The '90s alt-rock hero's first studio LP in more than a decade is all about finding the manageable (if sometimes awkward) sweet spot between too much and not enough, not just with drugs but with love, work, exercise, money.

The songs ponder indecision and compromise; they capture relationships at critical moments of transition, as in "Spanish Doors," about a couple facing divorce, and the jangly title track, where a woman downs a shot of liquid courage before a rendezvous: "Why do we keep dicking around?/ Waited such a long time to be with you/ Now I'm chickening out."

Sonically, too, the music conjures an in-between state, with breezy pop melodies roughed up by strange textures and asymmetric structures that carry even the tidiest songs in unexpected directions.

As proudly as the album wears Phair's grown-up experiences, "Soberish" knowingly evokes her classic 1993 debut, "Exile in Guyville," which made her a sensation (and opened up a male-dominated indie scene) with its frank depiction of a 20-something's sexual/emotional awakening. She even reconnected with her first producer, Brad Wood, with whom she hadn't worked since the late '90s.

Yet you wouldn't call "Soberish" a throwback, in part because we're living in something of a Liz Phair moment. Her influence is evident in the work of Phoebe Bridgers, Snail Mail and others.

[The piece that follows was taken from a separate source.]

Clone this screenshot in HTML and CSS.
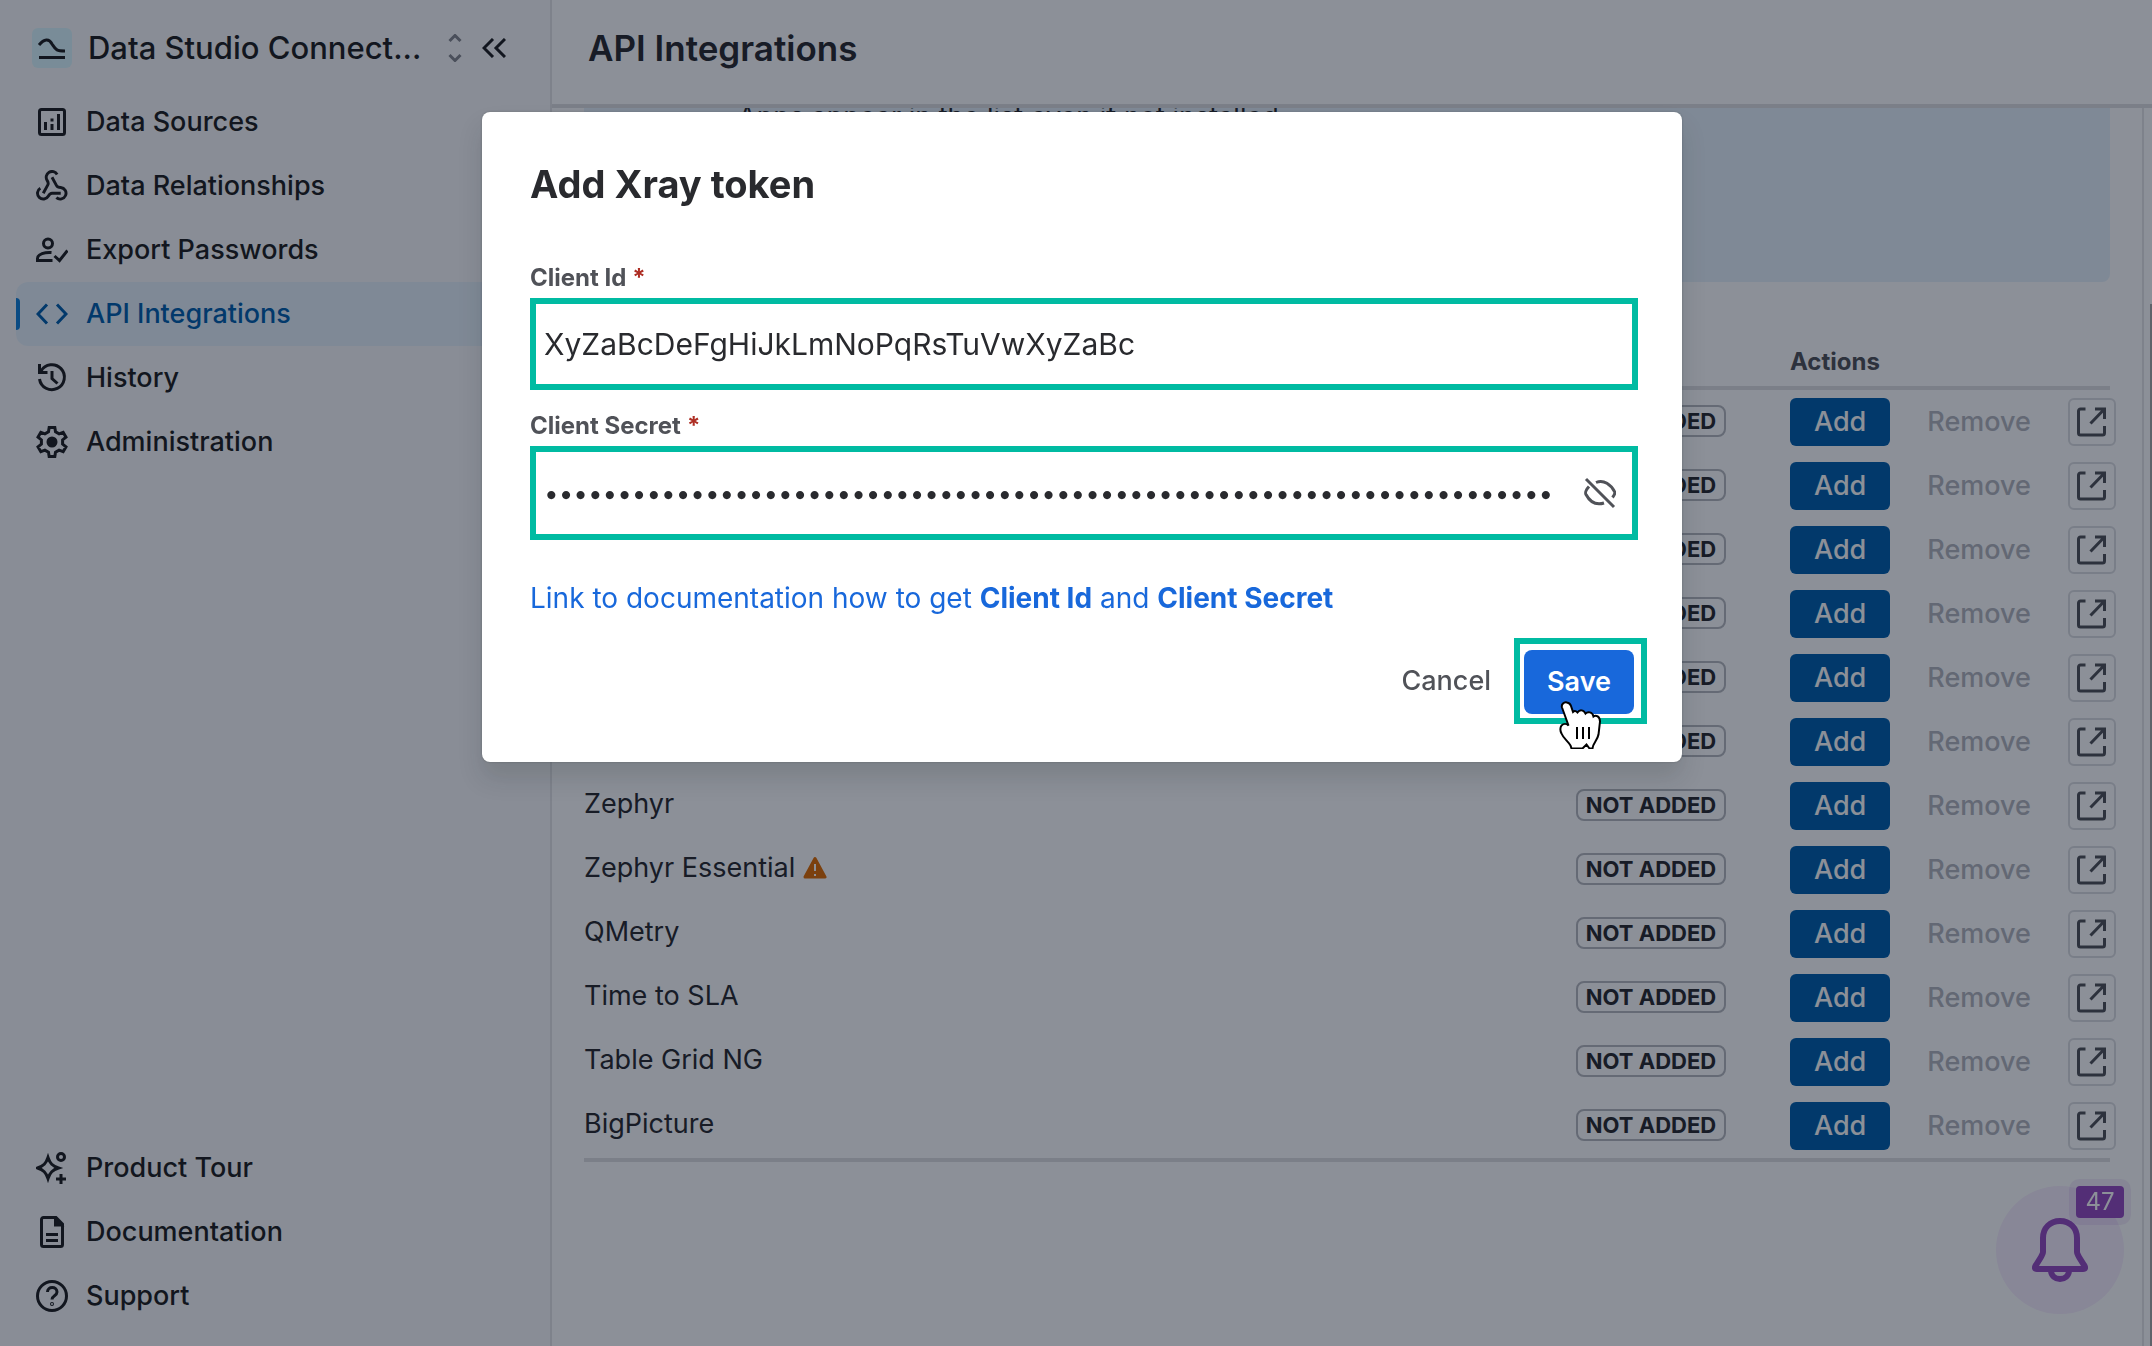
FILE: index.html
```html
<!DOCTYPE html>
<html lang="en">
<head>
    <meta charset="UTF-8">
    <meta name="viewport" content="width=device-width, initial-scale=1.0">
    <title>API Integrations</title>
    <link rel="stylesheet" href="styles.css">
</head>
<body>

<!-- Shared icons -->
<svg class="sprite" aria-hidden="true">
    <symbol id="open" viewBox="0 0 32 32">
        <path d="M9.500 3H4.500a2 2 0 0 0-2 2v22a2 2 0 0 0 2 2h22a2 2 0 0 0 2-2V20M19 3h9.500V13M28 3.500 14.500 17.500"/>
    </symbol>
</svg>

<div class="app">
    <aside class="sidebar">
        <div class="brand">
            <span class="logo">
                <svg viewBox="0 0 40 40"><path d="M7 17c5-6 10-7 13-1 4 6 4 7 13 7M7 29.500h26"/></svg>
            </span>
            <span class="brand-name">Data Studio Connect...</span>
            <button class="switcher" aria-label="Switch app">
                <svg viewBox="0 0 14 28"><path d="m1.500 7 5.500-5.500L12.500 7M1.500 21l5.500 5.500 5.500-5.500"/></svg>
            </button>
            <button class="collapse" aria-label="Collapse sidebar">
                <svg viewBox="0 0 24 20"><path d="m11 1-9 9 9 9M23 1l-9 9 9 9"/></svg>
            </button>
        </div>

        <nav class="menu">
            <a href="#">
                <svg viewBox="0 0 32 32"><rect x="3.500" y="3.500" width="25" height="25" rx="2"/><path d="M9.500 16v8M16 12.500v3M16 18v6M22.500 8v16"/></svg>
                Data Sources
            </a>
            <a href="#">
                <svg viewBox="1 1 22 22" class="webhook"><path d="M18 16.980h-5.990c-1.100 0-1.950.94-2.480 1.900A4 4 0 1 1 4 13.500"/><path d="m6 17 3.130-5.780c.53-.97.1-2.180-.5-3.100a4 4 0 1 1 6.890-4.060"/><path d="m12 6 3.130 5.730C15.660 12.700 16.900 13 18 13a4 4 0 1 1-3 7"/></svg>
                Data Relationships
            </a>
            <a href="#">
                <svg viewBox="0 0 32 32"><circle cx="12" cy="9.500" r="4.500"/><path d="M15.500 18.500C9 18 1.500 20 1.500 24.500V26.500H16.500M18.500 22l5 4.500 8-10"/></svg>
                Export Passwords
            </a>
            <a href="#" class="active">
                <svg viewBox="0 0 32 32"><path d="m11 6.500-9 9.500 9 9.500M21 6.500l9 9.500-9 9.500"/></svg>
                API Integrations
            </a>
            <a href="#">
                <svg viewBox="0 0 32 32"><path d="M3.500 2v8.500H11.500M5 9a12.500 12.500 0 1 1-1.500 8M16 9v7.500l5.500 5"/></svg>
                History
            </a>
            <a href="#">
                <svg viewBox="0 0 32 32"><path d="M12.480 5.790 13.180 1.470H18.820L19.520 5.790 23.090 7.850 27.170 6.290 29.990 11.180 26.600 13.940V18.060L29.990 20.820 27.170 25.710 23.090 24.150 19.520 26.210 18.820 30.530H13.180L12.480 26.210 8.910 24.150 4.830 25.710 2.010 20.820 5.400 18.060V13.940L2.010 11.180 4.830 6.290 8.910 7.850Z"/><circle cx="16" cy="16" r="4" class="solid"/></svg>
                Administration
            </a>
        </nav>

        <nav class="menu">
            <a href="#">
                <svg viewBox="0 0 32 32"><path d="M12 5.500c2 6 4.500 8.500 10.500 10.500-6 2-8.500 4.500-10.500 10.500-2-6-4.500-8.500-10.500-10.500 6-2 8.500-4.500 10.500-10.500ZM25 22v10M20 27h10"/><circle cx="25" cy="5" r="3.500"/></svg>
                Product Tour
            </a>
            <a href="#">
                <svg viewBox="0 0 32 32"><path d="M20 1.500H7.500a2 2 0 0 0-2 2v25a2 2 0 0 0 2 2h17a2 2 0 0 0 2-2V8ZM10 18.500h12M10 24.500h12"/><path class="solid" d="M19.500 3v6H25Z"/></svg>
                Documentation
            </a>
            <a href="#">
                <svg viewBox="0 0 32 32"><circle cx="16" cy="16" r="14.500"/><path d="M11.500 12c0-6 9.500-6 9.500 0 0 4-5 3.500-5 7.500"/><circle cx="16" cy="24" r=".5"/></svg>
                Support
            </a>
        </nav>
    </aside>

    <main class="main">
        <header class="page-header">
            <h1>API Integrations</h1>
        </header>

        <div class="page-body">
            <div class="content">
                <div class="banner">Apps appear in the list even if not installed.</div>

                <table class="apps">
                    <colgroup>
                        <col>
                        <col class="col-status">
                        <col class="col-actions">
                    </colgroup>
                    <thead>
                        <tr><th></th><th></th><th>Actions</th></tr>
                    </thead>
                    <tbody>
                        <tr>
                            <td></td>
                            <td><span class="badge">NOT ADDED</span></td>
                            <td><div class="actions"><button class="add">Add</button><button class="remove" disabled>Remove</button><button class="open" aria-label="Open"><svg><use href="#open"/></svg></button></div></td>
                        </tr>
                        <tr>
                            <td></td>
                            <td><span class="badge">NOT ADDED</span></td>
                            <td><div class="actions"><button class="add">Add</button><button class="remove" disabled>Remove</button><button class="open" aria-label="Open"><svg><use href="#open"/></svg></button></div></td>
                        </tr>
                        <tr>
                            <td></td>
                            <td><span class="badge">NOT ADDED</span></td>
                            <td><div class="actions"><button class="add">Add</button><button class="remove" disabled>Remove</button><button class="open" aria-label="Open"><svg><use href="#open"/></svg></button></div></td>
                        </tr>
                        <tr>
                            <td></td>
                            <td><span class="badge">NOT ADDED</span></td>
                            <td><div class="actions"><button class="add">Add</button><button class="remove" disabled>Remove</button><button class="open" aria-label="Open"><svg><use href="#open"/></svg></button></div></td>
                        </tr>
                        <tr>
                            <td></td>
                            <td><span class="badge">NOT ADDED</span></td>
                            <td><div class="actions"><button class="add">Add</button><button class="remove" disabled>Remove</button><button class="open" aria-label="Open"><svg><use href="#open"/></svg></button></div></td>
                        </tr>
                        <tr>
                            <td></td>
                            <td><span class="badge">NOT ADDED</span></td>
                            <td><div class="actions"><button class="add">Add</button><button class="remove" disabled>Remove</button><button class="open" aria-label="Open"><svg><use href="#open"/></svg></button></div></td>
                        </tr>
                        <tr>
                            <td>Zephyr</td>
                            <td><span class="badge">NOT ADDED</span></td>
                            <td><div class="actions"><button class="add">Add</button><button class="remove" disabled>Remove</button><button class="open" aria-label="Open"><svg><use href="#open"/></svg></button></div></td>
                        </tr>
                        <tr>
                            <td>Zephyr Essential <svg class="warning" viewBox="0 0 24 24"><path class="triangle" d="M12 2.500 22 21H2Z"/><path class="mark" d="M12 8v7M12 18v2"/></svg></td>
                            <td><span class="badge">NOT ADDED</span></td>
                            <td><div class="actions"><button class="add">Add</button><button class="remove" disabled>Remove</button><button class="open" aria-label="Open"><svg><use href="#open"/></svg></button></div></td>
                        </tr>
                        <tr>
                            <td>QMetry</td>
                            <td><span class="badge">NOT ADDED</span></td>
                            <td><div class="actions"><button class="add">Add</button><button class="remove" disabled>Remove</button><button class="open" aria-label="Open"><svg><use href="#open"/></svg></button></div></td>
                        </tr>
                        <tr>
                            <td>Time to SLA</td>
                            <td><span class="badge">NOT ADDED</span></td>
                            <td><div class="actions"><button class="add">Add</button><button class="remove" disabled>Remove</button><button class="open" aria-label="Open"><svg><use href="#open"/></svg></button></div></td>
                        </tr>
                        <tr>
                            <td>Table Grid NG</td>
                            <td><span class="badge">NOT ADDED</span></td>
                            <td><div class="actions"><button class="add">Add</button><button class="remove" disabled>Remove</button><button class="open" aria-label="Open"><svg><use href="#open"/></svg></button></div></td>
                        </tr>
                        <tr>
                            <td>BigPicture</td>
                            <td><span class="badge">NOT ADDED</span></td>
                            <td><div class="actions"><button class="add">Add</button><button class="remove" disabled>Remove</button><button class="open" aria-label="Open"><svg><use href="#open"/></svg></button></div></td>
                        </tr>
                    </tbody>
                </table>
            </div>
            <div class="scroll-thumb"></div>
        </div>
    </main>
</div>

<button class="bell" aria-label="Notifications">
    <svg viewBox="0 0 56 64"><path d="M28 3c-10 0-17 7-17 17v14c0 2-1 3-2 5l-5 8c-2 3-1 4 1 4h46c2 0 3-1 1-4l-5-8c-1-2-2-3-2-5V20c0-10-7-17-17-17ZM19 52c0 12 18 12 18 0"/></svg>
    <span class="count">47</span>
</button>

<div class="blanket">
    <form class="modal" role="dialog" aria-labelledby="modal-title">
        <h2 id="modal-title">Add Xray token</h2>

        <label for="client-id">Client Id<span class="required">*</span></label>
        <div class="field">
            <input type="text" id="client-id" value="XyZaBcDeFgHiJkLmNoPqRsTuVwXyZaBc">
        </div>

        <label for="client-secret">Client Secret<span class="required">*</span></label>
        <div class="field field-secret">
            <input type="password" id="client-secret" value="012345678901234567890123456789012345678901234567890123456789012345678">
            <button type="button" class="eye" aria-label="Show secret">
                <svg viewBox="0 0 32 32"><path d="M12 5.500C20 2 27 8 30.500 14.500c1 1.500 0 3.500-2 6M5 9.500c-4 4.500-4 6-3 8C6 25 12 28.500 20 26M2 2l28 28"/></svg>
            </button>
        </div>

        <a href="#" class="doc-link">Link to documentation how to get <b>Client Id</b> and <b>Client Secret</b></a>

        <div class="modal-footer">
            <button type="button" class="cancel">Cancel</button>
            <div class="highlight">
                <button type="button" class="save">Save</button>
                <svg class="pointer" viewBox="0 0 42 48"><path d="M8 1.500c-3-1-6 2-5 5l6.500 18c-2-2-5-2-7 0-2 3-1 6 0 8 2 5 6 7 9 12l1 3h11l4-4 3 4h3c0-5 5-8 6-14l1.500-13c0-5-4-7-6.500-5-1-5-6-5-8-3-2-4-6-4-8-1Q16 9 14 11L12 5Q11 2 8 1.500Z"/><path d="M18 26v12M24 26v12M30 26v12"/></svg>
            </div>
        </div>
    </form>
</div>

</body>
</html>
```
FILE: styles.css
```css
* {
    box-sizing: border-box;
}

body {
    margin: 0;
    font-family: Inter, "Liberation Sans", sans-serif;
    font-size: 27px;
    line-height: 40px;
    color: #292a2e;
    background-color: #fff;
}

button, input {
    font: inherit;
    color: inherit;
    border: none;
    background: none;
    padding: 0;
    margin: 0;
}

button {
    cursor: pointer;
}

a {
    text-decoration: none;
}

svg {
    fill: none;
    stroke: currentColor;
    stroke-width: 3;
}

.sprite {
    display: none;
}

.app {
    display: flex;
    height: 100vh;
    overflow: hidden;
}

/* Sidebar */
.sidebar {
    flex: 0 0 552px;
    display: flex;
    flex-direction: column;
    justify-content: space-between;
    padding: 8px 14px 18px 16px;
    background-color: #fafafb;
    border-right: 2px solid #e6e6e8;
    color: #1e1f21;
    font-weight: 500;
}

.brand {
    display: flex;
    align-items: center;
    height: 80px;
    margin-bottom: 2px;
    padding-left: 16px;
    font-size: 31px;
}

.logo {
    width: 40px;
    height: 40px;
    border-radius: 6px;
    background-color: #dcf8ff;
}

.logo svg {
    display: block;
}

.brand-name {
    margin-left: 16px;
    width: 360px;
    white-space: nowrap;
}

.switcher {
    height: 28px;
    color: #85878e;
}

.switcher svg {
    display: block;
    width: 14px;
}

.collapse {
    margin-left: 20px;
    height: 20px;
}

.collapse svg {
    display: block;
    width: 24px;
}

.menu:first-of-type {
    margin-bottom: auto;
}

.menu a {
    position: relative;
    display: flex;
    align-items: center;
    gap: 18px;
    height: 64px;
    padding-left: 20px;
    border-radius: 12px;
    color: inherit;
}

.menu svg {
    width: 32px;
    height: 32px;
}

.menu .webhook {
    stroke-width: 2;
}

.solid {
    fill: currentColor;
}

.menu .active {
    background-color: #e8f3fc;
    color: #015fad;
}

.menu .active::before {
    content: "";
    position: absolute;
    left: 0;
    top: 16px;
    width: 4px;
    height: 32px;
    border-radius: 0 4px 4px 0;
    background-color: #1080d8;
}

/* Main area */
.main {
    flex: 1;
    min-width: 0;
    display: flex;
    flex-direction: column;
}

.page-header {
    flex: 0 0 108px;
    padding: 28px 36px;
    border-bottom: 4px solid #dfdfe1;
}

.page-header h1 {
    margin: 0;
    font-size: 35px;
    font-weight: 600;
}

.page-body {
    flex: 1;
    min-height: 0;
    display: flex;
    justify-content: space-between;
}

.content {
    flex: 1;
    margin-right: 6px;
    padding: 0 32px;
    overflow: hidden;
    border-right: 2px solid #e6e6e8;
}

/* scrolled a little, the first lines are above the edge */
.banner {
    margin-top: -11px;
    padding: 0 24px 145px 154px;
    border-radius: 8px;
    background-color: #e8f3fc;
}

.scroll-thumb {
    width: 2px;
    margin-top: 196px;
    background-color: #aaa;
}

.apps {
    width: 100%;
    table-layout: fixed;
    border-spacing: 0;
}

.col-status {
    width: 214px;
}

.col-actions {
    width: 320px;
}

.apps th {
    height: 108px;
    padding: 0 0 4px;
    vertical-align: bottom;
    text-align: left;
    font-size: 24px;
    font-weight: 700;
    color: #505258;
    border-bottom: 4px solid #dfdfe1;
}

.apps td {
    height: 64px;
    padding: 8px 0;
    vertical-align: top;
    white-space: nowrap;
}

.apps tr:last-child td {
    height: 68px;
    border-bottom: 4px solid #dfdfe1;
}

.apps td:first-child {
    padding-top: 10px;
}

.badge {
    display: block;
    width: 150px;
    height: 32px;
    margin-top: 7px;
    line-height: 28px;
    text-align: center;
    font-size: 22px;
    font-weight: 700;
    border: 2px solid #b7b9be;
    border-radius: 8px;
}

.actions {
    display: flex;
    gap: 13px;
}

.actions button {
    height: 48px;
    font-weight: 500;
    border-radius: 6px;
}

.actions .add {
    padding: 0 24px;
    color: #fff;
    background-color: #015fad;
}

.actions .remove {
    padding: 0 24px;
    color: #b3b5bc;
}

.actions .open {
    flex: 0 0 48px;
    display: flex;
    align-items: center;
    justify-content: center;
    border: 2px solid #dddee1;
    color: #505258;
}

.open svg {
    width: 32px;
    height: 32px;
}

.warning {
    width: 24px;
    height: 24px;
    vertical-align: -3px;
}

.triangle {
    fill: #e06c00;
    stroke: #e06c00;
    stroke-linejoin: round;
}

.mark {
    stroke: #fff;
    stroke-width: 2;
}

/* Notification bell */
.bell {
    position: fixed;
    right: 28px;
    bottom: 32px;
    display: flex;
    align-items: center;
    justify-content: center;
    width: 128px;
    height: 128px;
    border-radius: 50%;
    color: #964ac0;
    background-color: #f8eefe;
}

.bell > svg {
    width: 56px;
    height: 64px;
    stroke-width: 6;
}

.count {
    position: absolute;
    top: 0;
    right: 0;
    width: 48px;
    height: 32px;
    line-height: 32px;
    font-size: 24px;
    color: #fff;
    border-radius: 4px;
    background-color: #964ac0;
    box-shadow: 0 0 0 7px rgba(150, 74, 192, 0.1);
}

/* Modal */
.blanket {
    position: fixed;
    inset: 0;
    display: flex;
    justify-content: center;
    align-items: flex-start;
    padding: 112px 0 0 12px;
    background-color: rgba(5, 12, 31, 0.46);
}

.modal {
    width: 1200px;
    padding: 48px 44px 48px 48px;
    border-radius: 8px;
    background-color: #fff;
    box-shadow: 0 16px 24px rgba(30, 31, 33, 0.15), 0 0 2px rgba(30, 31, 33, 0.31);
}

.modal h2 {
    margin: 0 0 54px;
    font-size: 38px;
    line-height: 48px;
    font-weight: 700;
}

.modal label {
    display: block;
    line-height: 32px;
    margin-bottom: 4px;
    font-size: 24px;
    font-weight: 700;
    color: #505258;
}

.required {
    margin-left: 6px;
    color: #ae2e24;
}

.field {
    display: flex;
    align-items: center;
    height: 92px;
    margin-bottom: 20px;
    padding: 0 16px 0 8px;
    border: 6px solid #00bba2;
}

.field-secret {
    height: 94px;
}

.field input {
    flex: 1;
    min-width: 0;
    height: 48px;
    font-size: 30px;
    outline: none;
}

.field input[type="password"] {
    font-size: 26px;
}

.eye {
    margin-left: 24px;
    height: 32px;
    color: #505258;
}

.eye svg {
    display: block;
    width: 32px;
}

.doc-link {
    display: block;
    margin-top: 38px;
    font-size: 28px;
    color: #1868db;
}

.modal-footer {
    display: flex;
    align-items: center;
    justify-content: flex-end;
    margin: 20px -9px -10px 0;
}

.modal-footer button {
    display: block;
    height: 64px;
    padding: 0 23px;
    font-weight: 500;
    border-radius: 8px;
}

.cancel {
    color: #505258;
}

.highlight {
    position: relative;
    padding: 6px 7px 4px 4px;
    border: 6px solid #00bba2;
}

.modal-footer .save {
    font-weight: 600;
    color: #fff;
    background-color: #1868db;
}

.pointer {
    position: absolute;
    left: 39px;
    top: 57px;
    width: 42px;
    height: 48px;
    fill: #fff;
    stroke: #000;
    stroke-width: 2;
}
```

No, call "Soberish" witty and wise.

Mikael Wood, Los Angeles Times

Wolf Alice, "Lipstick on the Glass" (RCA)

This British band makes rock that's sometimes dreamy, sometimes spiky. "Lipstick on the Glass," from its third LP, "Blue Weekend," falls on the woozier end of its spectrum.

Over a wash of synths and an undulating riff, singer/guitarist Ellie Rowsell sings about reconnecting with a partner who's strayed. The bridge makes clear that it's a road well traveled, as Rowsell lets her glowing soprano climb with each repetition of the section's only lyrics: "Once more."